Pendant que l’épidémie de peste porcine décime les cheptels asiatiques, les éleveurs du Brésil se frottent les mains: cet appel d’air fait bondir leurs exportations et pourrait même conduire à redessiner le secteur dans ce pays, un des géants mondiaux de la viande.
Avec des millions d’animaux abattus, cette épizootie qui touche depuis plusieurs mois une des principales régions productrices et consommatrices de porcs bouscule les marchés des produits agricoles.
« La maladie a un impact significatif sur les marchés mondiaux: les cours de la viande porcine ont augmenté rapidement entre février et mai 2019 » en raison de la forte demande en Asie pour « compenser les pénuries de production » locale, a souligné jeudi l’Agence des nations unies pour l’agriculture et l’alimentation (FAO).

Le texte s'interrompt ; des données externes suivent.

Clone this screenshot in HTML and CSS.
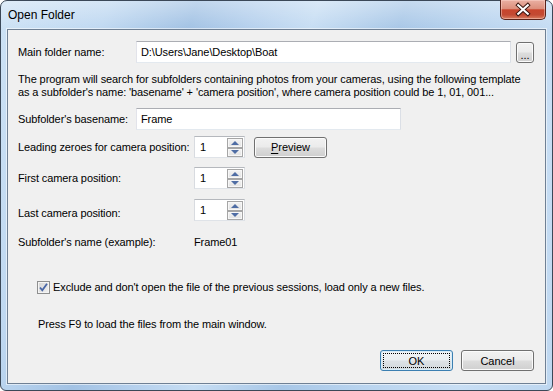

Cette région devrait augmenter cette année ses importations de viande de porc de 5,2 millions de tonnes (+10%), selon la même source.
Conséquence directe, les exportations brésiliennes de viande porcine ont bondi d’un tiers, tant en valeur (+30,5%, à 647,54 millions de dollars) qu’en volume (+27,3%, à 303 mille tonnes) au premier semestre 2019 par rapport à la même période l’an dernier, selon le ministère de l’Economie.
Le brésilien JBS, un des plus grands groupes agro-alimentaires au monde, dit « suivre de près » la situation en Asie. Depuis janvier, son action a pris près de 90% à la bourse de Sao Paulo. La peste porcine africaine est « en train de changer significativement l’environnement commercial mondial pour le secteur de la viande », déclare un porte-parole du groupe à l’AFP.
« Concernant plus particulièrement la filière porcine, et compte tenu de la longueur de la chaîne (de production), l’entreprise est en train de se préparer pour faire face à l’augmentation de la demande chinoise en optimisant la capacité des sites destinés à ce marché », conclut-il.
La Chine, premier consommateur mondial de porc et qui célèbre l’année du cochon, produisait jusqu’à présent 55 millions de tonnes de viande porcine par an, soit 45% du total mondial. Mais bien que « la filière porcine soit en croissance (au Brésil), elle reste trop petite pour répondre à la demande asiatique », relativise Pedro Camargo Neto, ancien président de la Société rurale brésilienne.
Cependant, « je pense que cette forte demande pourrait également profiter aux autres viandes brésiliennes comme les bovins », ajoute à l’AFP cet ancien responsable de la production et du commerce au sein du ministère de l’Agriculture (2000-2002). Au-delà des éleveurs de porcs, il s’agit d’une « belle opportunité » pour toute la filière, qui pourrait en profiter pour écouler plus de poulets et de bœufs vers l’Asie, abonde la ministre de l’Agriculture Tereza Cristina.
Mais le géant sud-américain devra faire « des investissements pour pouvoir exporter » davantage, a-t-elle dit mercredi à l’AFP. « Après deux années de contraction, la production brésilienne (de viande) devrait rebondir de 5,5%, sous l’effet de la forte disponibilité en aliments pour animaux consécutive aux récoltes record de maïs et de soja et à la forte demande étrangère », souligne la FAO dans son rapport Food Outlook publié en mai.
« Il s’agit d’une rare combinaison d’événements qui place les éleveurs de porcs face à des prix plus élevés, des volumes d’exportation plus importants et des prix des aliments pour animaux plus bas », relève l’institution.
D’autant que l’épizootie de peste porcine africaine ne devrait pas être endiguée de sitôt. Deux à dix ans pourraient être nécessaires pour que le virus soit maîtrisé en Asie, car les normes sanitaires et de biosécurité font défaut particulièrement chez les milliers de petits exploitants, estiment les experts.
Cette crise sanitaire se double d’une guerre commerciale et de tensions diplomatiques opposant la Chine aux Etats-Unis et au Canada. Pékin a ainsi suspendu fin juin les importations de viande canadienne, après la découverte de faux certificats d’exportation de porc du Canada, selon les autorités chinoises.
Ces deux pays traversent une grave crise depuis l’arrestation le 1er décembre à Vancouver d’une dirigeante du géant chinois des télécoms Huawei, Meng Wanzhou, à la demande des Etats-Unis. Mais cet avantage pourrait n’être que de courte durée.
« La guerre commerciale présente un risque, car elle pourrait être bénéfique à court terme (pour le Brésil) mais un accord (Chine-USA) se transformerait en crise » pour les éleveurs ayant trop misé là-dessus. « Le mieux reste la demande stable », met en garde Pedro Camargo Neto.